Task brief →
Set down the full listing exactly as given. Any pictures are to be left out.

[start]

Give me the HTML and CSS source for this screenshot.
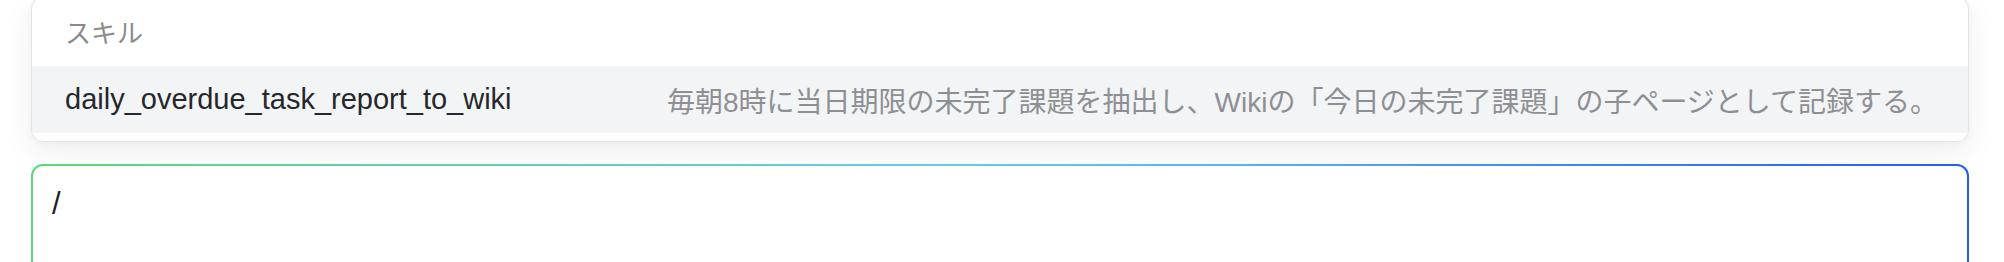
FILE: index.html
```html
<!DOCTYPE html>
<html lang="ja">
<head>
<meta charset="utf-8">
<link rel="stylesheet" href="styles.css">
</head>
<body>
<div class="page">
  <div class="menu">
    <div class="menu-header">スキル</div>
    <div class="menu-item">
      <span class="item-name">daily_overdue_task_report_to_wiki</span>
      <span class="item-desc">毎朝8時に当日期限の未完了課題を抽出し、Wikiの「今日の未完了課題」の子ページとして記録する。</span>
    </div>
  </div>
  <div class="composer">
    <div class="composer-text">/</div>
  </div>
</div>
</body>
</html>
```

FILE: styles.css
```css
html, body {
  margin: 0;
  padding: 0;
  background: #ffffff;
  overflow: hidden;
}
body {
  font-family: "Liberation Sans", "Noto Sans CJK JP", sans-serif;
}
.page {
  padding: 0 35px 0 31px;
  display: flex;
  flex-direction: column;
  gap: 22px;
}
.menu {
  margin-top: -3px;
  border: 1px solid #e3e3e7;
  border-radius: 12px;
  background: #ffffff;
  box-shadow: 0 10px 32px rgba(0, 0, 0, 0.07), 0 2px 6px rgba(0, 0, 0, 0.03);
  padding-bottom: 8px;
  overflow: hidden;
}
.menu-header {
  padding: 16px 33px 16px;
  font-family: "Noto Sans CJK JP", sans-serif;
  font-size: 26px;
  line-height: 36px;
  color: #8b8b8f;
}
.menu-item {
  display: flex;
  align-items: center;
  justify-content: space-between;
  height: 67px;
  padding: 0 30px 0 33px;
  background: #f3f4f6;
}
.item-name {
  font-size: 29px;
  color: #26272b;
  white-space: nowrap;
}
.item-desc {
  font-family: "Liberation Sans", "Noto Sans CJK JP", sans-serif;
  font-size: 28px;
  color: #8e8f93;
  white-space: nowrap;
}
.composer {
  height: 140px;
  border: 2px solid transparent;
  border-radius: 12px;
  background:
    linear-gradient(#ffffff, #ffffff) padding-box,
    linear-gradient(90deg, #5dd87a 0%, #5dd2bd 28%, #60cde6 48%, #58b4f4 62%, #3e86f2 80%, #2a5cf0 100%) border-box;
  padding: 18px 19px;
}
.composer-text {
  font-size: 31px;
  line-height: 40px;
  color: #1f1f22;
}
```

[end]

Response →
Give me the HTML and CSS source for this screenshot.
FILE: index.html
```html
<!DOCTYPE html>
<html lang="ja">
<head>
<meta charset="utf-8">
<link rel="stylesheet" href="styles.css">
</head>
<body>
<div class="page">
  <div class="menu">
    <div class="menu-header">スキル</div>
    <div class="menu-item">
      <span class="item-name">daily_overdue_task_report_to_wiki</span>
      <span class="item-desc">毎朝8時に当日期限の未完了課題を抽出し、Wikiの「今日の未完了課題」の子ページとして記録する。</span>
    </div>
  </div>
  <div class="composer">
    <div class="composer-text">/</div>
  </div>
</div>
</body>
</html>
```

FILE: styles.css
```css
html, body {
  margin: 0;
  padding: 0;
  background: #ffffff;
  overflow: hidden;
}
body {
  font-family: "Liberation Sans", "Noto Sans CJK JP", sans-serif;
}
.page {
  padding: 0 35px 0 31px;
  display: flex;
  flex-direction: column;
  gap: 22px;
}
.menu {
  margin-top: -3px;
  border: 1px solid #e3e3e7;
  border-radius: 12px;
  background: #ffffff;
  box-shadow: 0 10px 32px rgba(0, 0, 0, 0.07), 0 2px 6px rgba(0, 0, 0, 0.03);
  padding-bottom: 8px;
  overflow: hidden;
}
.menu-header {
  padding: 16px 33px 16px;
  font-family: "Noto Sans CJK JP", sans-serif;
  font-size: 26px;
  line-height: 36px;
  color: #8b8b8f;
}
.menu-item {
  display: flex;
  align-items: center;
  justify-content: space-between;
  height: 67px;
  padding: 0 30px 0 33px;
  background: #f3f4f6;
}
.item-name {
  font-size: 29px;
  color: #26272b;
  white-space: nowrap;
}
.item-desc {
  font-family: "Liberation Sans", "Noto Sans CJK JP", sans-serif;
  font-size: 28px;
  color: #8e8f93;
  white-space: nowrap;
}
.composer {
  height: 140px;
  border: 2px solid transparent;
  border-radius: 12px;
  background:
    linear-gradient(#ffffff, #ffffff) padding-box,
    linear-gradient(90deg, #5dd87a 0%, #5dd2bd 28%, #60cde6 48%, #58b4f4 62%, #3e86f2 80%, #2a5cf0 100%) border-box;
  padding: 18px 19px;
}
.composer-text {
  font-size: 31px;
  line-height: 40px;
  color: #1f1f22;
}
```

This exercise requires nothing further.